═══ Given information ═══

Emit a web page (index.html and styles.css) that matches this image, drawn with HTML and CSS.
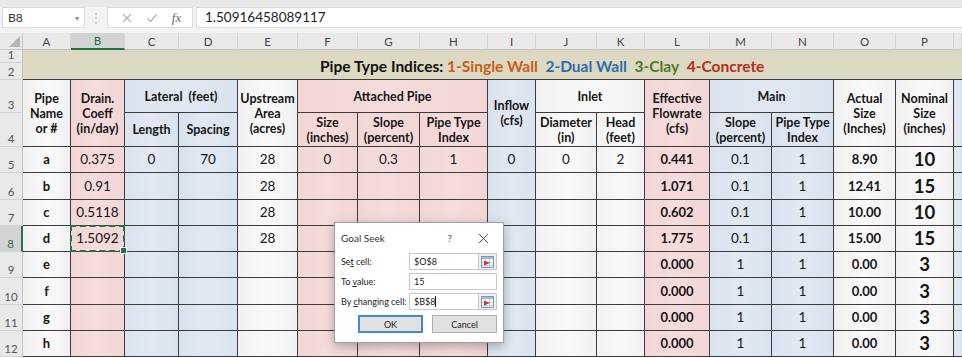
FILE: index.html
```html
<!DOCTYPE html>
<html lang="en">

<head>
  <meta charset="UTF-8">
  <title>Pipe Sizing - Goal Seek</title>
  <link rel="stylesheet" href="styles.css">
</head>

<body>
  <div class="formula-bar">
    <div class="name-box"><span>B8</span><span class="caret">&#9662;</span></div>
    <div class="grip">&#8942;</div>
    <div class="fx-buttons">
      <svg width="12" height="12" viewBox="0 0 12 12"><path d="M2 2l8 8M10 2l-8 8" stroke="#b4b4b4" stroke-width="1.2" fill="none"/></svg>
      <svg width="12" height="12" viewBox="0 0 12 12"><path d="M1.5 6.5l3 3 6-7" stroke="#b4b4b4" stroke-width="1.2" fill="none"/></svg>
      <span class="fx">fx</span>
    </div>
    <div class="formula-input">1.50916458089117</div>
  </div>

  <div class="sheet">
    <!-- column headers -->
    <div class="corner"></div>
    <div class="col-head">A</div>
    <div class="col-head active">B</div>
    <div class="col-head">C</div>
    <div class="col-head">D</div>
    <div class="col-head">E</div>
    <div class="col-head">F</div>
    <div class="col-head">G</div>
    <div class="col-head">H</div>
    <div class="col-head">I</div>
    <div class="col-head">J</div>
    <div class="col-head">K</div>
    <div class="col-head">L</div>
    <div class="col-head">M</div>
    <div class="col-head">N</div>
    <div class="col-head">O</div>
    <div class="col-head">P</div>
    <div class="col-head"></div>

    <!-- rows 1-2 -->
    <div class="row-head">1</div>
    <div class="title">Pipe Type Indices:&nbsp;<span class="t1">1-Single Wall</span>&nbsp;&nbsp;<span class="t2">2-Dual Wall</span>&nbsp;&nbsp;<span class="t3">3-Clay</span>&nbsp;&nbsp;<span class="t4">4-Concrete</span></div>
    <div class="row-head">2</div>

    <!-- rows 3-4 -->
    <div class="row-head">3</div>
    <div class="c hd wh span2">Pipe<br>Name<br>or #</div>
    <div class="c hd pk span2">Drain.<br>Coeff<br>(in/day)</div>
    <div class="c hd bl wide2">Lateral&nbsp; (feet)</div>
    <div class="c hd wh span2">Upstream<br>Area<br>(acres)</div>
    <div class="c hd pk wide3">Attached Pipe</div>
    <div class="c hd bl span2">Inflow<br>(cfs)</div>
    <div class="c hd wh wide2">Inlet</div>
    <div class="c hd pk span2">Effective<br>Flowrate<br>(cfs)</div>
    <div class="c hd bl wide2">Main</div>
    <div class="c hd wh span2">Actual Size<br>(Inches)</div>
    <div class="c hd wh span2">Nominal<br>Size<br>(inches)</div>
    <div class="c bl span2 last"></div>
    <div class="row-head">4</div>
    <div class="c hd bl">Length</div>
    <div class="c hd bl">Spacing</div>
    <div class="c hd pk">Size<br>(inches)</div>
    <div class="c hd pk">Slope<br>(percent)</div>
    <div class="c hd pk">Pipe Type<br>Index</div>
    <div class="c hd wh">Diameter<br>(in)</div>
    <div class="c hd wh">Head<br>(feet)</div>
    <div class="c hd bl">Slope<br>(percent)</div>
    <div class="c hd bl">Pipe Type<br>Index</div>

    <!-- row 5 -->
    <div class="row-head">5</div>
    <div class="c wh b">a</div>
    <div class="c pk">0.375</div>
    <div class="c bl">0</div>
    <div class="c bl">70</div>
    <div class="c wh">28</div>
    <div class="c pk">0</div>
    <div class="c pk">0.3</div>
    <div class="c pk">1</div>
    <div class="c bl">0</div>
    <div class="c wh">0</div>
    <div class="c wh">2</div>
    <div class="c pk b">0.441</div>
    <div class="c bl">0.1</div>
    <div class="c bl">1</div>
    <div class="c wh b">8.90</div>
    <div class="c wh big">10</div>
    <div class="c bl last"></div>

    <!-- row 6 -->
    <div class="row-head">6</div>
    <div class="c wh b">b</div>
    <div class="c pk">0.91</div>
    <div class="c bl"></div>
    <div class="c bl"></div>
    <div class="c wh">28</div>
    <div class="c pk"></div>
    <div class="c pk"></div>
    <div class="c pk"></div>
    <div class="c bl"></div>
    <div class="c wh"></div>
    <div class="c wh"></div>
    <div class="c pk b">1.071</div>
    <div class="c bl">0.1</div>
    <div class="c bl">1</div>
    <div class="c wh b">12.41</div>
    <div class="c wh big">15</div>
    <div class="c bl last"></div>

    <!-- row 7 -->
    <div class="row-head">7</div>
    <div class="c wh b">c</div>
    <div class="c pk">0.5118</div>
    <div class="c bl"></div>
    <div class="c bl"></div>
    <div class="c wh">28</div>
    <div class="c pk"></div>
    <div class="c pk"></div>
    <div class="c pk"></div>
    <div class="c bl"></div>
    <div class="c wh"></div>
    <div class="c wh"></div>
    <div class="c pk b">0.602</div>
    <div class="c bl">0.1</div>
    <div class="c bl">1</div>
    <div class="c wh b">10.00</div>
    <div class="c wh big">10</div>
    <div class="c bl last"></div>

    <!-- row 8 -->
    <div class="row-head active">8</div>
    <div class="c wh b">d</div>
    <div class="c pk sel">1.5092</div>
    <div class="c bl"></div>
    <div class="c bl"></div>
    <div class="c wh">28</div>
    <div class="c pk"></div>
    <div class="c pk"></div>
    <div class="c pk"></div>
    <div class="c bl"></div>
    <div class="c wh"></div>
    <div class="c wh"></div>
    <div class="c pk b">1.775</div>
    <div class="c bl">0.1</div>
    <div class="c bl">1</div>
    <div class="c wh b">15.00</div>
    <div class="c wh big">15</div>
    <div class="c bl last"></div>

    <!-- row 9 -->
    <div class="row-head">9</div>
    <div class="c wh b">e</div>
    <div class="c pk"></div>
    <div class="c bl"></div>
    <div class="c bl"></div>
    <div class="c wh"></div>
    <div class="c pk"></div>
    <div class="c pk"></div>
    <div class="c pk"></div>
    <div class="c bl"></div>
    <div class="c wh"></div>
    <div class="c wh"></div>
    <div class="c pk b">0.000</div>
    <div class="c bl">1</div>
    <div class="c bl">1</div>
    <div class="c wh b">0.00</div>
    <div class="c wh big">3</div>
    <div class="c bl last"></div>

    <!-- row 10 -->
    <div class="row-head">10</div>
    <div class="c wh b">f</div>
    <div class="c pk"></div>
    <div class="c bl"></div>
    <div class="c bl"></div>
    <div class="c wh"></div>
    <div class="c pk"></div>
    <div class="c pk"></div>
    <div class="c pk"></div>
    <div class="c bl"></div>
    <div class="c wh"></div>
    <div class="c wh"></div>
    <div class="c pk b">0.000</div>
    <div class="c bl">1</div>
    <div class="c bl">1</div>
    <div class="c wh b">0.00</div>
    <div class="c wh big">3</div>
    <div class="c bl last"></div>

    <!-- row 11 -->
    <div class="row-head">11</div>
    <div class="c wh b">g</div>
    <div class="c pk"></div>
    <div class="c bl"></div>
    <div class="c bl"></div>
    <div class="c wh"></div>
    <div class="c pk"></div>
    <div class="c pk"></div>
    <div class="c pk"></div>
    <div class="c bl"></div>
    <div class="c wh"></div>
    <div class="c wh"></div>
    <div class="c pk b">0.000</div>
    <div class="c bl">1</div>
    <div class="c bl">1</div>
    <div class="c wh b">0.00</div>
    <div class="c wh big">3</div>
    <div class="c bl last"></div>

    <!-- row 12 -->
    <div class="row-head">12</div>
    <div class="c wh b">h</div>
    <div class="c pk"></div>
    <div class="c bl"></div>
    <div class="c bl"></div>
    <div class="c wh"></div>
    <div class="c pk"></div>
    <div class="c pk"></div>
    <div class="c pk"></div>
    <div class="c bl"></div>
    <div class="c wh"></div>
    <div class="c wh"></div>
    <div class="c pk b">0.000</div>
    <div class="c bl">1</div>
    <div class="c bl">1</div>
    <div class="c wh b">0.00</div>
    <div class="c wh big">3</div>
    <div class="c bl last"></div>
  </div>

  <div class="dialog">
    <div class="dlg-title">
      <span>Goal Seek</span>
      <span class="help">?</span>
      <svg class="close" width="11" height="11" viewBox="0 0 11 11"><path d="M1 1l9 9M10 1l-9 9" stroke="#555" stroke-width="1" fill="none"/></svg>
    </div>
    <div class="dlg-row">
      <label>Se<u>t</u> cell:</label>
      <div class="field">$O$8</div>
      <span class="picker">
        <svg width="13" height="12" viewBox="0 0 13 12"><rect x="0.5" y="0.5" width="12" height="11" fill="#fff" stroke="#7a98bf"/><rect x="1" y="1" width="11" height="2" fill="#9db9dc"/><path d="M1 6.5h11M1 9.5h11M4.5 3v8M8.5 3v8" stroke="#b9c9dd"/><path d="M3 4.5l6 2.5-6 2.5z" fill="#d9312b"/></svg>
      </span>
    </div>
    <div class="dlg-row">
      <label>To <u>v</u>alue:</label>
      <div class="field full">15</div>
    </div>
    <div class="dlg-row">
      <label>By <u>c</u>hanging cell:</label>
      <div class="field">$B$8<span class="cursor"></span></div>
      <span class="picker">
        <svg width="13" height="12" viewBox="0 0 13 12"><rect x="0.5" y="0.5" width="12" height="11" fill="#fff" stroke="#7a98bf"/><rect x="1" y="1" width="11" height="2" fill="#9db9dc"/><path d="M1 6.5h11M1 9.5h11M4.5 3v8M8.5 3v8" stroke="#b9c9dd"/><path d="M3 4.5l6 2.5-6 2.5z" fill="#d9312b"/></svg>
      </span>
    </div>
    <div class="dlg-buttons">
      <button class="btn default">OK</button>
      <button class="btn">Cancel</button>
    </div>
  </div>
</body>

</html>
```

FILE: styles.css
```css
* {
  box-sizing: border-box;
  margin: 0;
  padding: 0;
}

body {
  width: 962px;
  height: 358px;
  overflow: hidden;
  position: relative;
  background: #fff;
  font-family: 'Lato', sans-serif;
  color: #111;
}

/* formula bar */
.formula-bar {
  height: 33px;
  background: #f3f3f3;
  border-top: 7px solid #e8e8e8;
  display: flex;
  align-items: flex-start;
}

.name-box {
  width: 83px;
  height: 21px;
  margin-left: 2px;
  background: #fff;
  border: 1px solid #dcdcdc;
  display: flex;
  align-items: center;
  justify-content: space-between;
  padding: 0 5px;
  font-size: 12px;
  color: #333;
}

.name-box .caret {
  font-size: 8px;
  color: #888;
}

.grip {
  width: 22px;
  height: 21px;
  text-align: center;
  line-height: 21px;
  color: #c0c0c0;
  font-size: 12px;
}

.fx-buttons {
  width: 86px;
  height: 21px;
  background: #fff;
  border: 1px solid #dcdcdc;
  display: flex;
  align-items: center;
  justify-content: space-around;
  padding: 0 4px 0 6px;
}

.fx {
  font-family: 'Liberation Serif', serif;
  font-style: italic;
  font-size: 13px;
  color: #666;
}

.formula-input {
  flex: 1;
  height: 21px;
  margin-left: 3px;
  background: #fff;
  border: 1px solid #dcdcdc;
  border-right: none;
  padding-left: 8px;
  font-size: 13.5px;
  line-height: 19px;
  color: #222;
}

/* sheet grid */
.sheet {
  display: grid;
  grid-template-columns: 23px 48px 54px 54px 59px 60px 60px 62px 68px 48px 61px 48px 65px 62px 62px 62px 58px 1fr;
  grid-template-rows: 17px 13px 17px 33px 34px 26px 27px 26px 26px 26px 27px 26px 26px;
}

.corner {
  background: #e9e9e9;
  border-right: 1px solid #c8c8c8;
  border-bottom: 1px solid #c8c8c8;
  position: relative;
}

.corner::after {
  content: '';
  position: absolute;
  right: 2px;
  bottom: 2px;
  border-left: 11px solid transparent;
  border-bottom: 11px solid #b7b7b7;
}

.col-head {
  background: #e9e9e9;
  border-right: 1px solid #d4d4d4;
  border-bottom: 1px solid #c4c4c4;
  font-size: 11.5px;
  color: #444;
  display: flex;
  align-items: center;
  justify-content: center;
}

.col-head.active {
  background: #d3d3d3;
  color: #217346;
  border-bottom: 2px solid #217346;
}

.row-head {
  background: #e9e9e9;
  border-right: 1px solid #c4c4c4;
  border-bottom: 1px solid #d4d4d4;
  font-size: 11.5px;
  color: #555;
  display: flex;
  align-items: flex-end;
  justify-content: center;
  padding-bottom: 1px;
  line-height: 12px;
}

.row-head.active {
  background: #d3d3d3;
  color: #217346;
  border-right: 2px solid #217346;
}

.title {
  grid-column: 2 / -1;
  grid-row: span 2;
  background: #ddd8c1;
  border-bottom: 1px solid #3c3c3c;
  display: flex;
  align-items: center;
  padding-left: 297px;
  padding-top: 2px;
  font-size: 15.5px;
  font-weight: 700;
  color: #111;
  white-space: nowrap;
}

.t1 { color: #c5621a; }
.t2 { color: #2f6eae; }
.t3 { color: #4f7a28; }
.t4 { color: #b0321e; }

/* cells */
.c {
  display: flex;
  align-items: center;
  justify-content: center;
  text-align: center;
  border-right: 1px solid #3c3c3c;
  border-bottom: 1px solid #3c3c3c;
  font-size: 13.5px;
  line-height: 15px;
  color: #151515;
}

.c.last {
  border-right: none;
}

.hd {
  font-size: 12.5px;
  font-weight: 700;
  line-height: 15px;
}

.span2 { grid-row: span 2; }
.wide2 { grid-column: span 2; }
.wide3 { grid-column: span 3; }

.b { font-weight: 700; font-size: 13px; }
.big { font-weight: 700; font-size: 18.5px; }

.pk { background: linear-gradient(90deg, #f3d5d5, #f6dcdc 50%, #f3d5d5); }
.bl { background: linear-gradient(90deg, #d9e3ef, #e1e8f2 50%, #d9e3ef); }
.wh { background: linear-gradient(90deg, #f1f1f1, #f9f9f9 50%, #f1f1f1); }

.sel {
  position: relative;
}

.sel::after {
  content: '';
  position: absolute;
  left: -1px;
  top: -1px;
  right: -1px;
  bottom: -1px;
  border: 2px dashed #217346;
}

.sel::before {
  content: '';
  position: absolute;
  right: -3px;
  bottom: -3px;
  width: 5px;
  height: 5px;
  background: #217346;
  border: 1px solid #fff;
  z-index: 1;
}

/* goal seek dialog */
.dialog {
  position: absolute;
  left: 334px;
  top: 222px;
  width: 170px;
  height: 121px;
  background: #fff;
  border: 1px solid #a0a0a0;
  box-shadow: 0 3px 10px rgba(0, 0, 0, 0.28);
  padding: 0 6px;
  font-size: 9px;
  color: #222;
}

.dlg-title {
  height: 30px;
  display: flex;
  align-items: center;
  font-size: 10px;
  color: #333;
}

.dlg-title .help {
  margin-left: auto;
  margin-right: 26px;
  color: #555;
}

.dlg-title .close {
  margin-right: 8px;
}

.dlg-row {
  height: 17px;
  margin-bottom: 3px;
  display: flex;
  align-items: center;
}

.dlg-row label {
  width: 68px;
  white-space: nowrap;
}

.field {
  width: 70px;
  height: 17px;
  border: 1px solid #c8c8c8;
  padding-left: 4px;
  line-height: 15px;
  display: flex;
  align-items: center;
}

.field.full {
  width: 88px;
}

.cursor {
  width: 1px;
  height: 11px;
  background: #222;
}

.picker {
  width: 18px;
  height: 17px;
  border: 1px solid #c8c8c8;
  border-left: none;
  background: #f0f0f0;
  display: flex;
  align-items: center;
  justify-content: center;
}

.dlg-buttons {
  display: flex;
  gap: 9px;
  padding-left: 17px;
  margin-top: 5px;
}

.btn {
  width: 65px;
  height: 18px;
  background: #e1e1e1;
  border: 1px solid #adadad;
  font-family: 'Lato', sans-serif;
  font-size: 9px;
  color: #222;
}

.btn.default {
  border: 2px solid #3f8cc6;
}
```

═══

### Task goal
Which lines hold the string "styles"? List them all.

### Full solution
Emit a web page (index.html and styles.css) that matches this image, drawn with HTML and CSS.
  <link rel="stylesheet" href="styles.css">
FILE: styles.css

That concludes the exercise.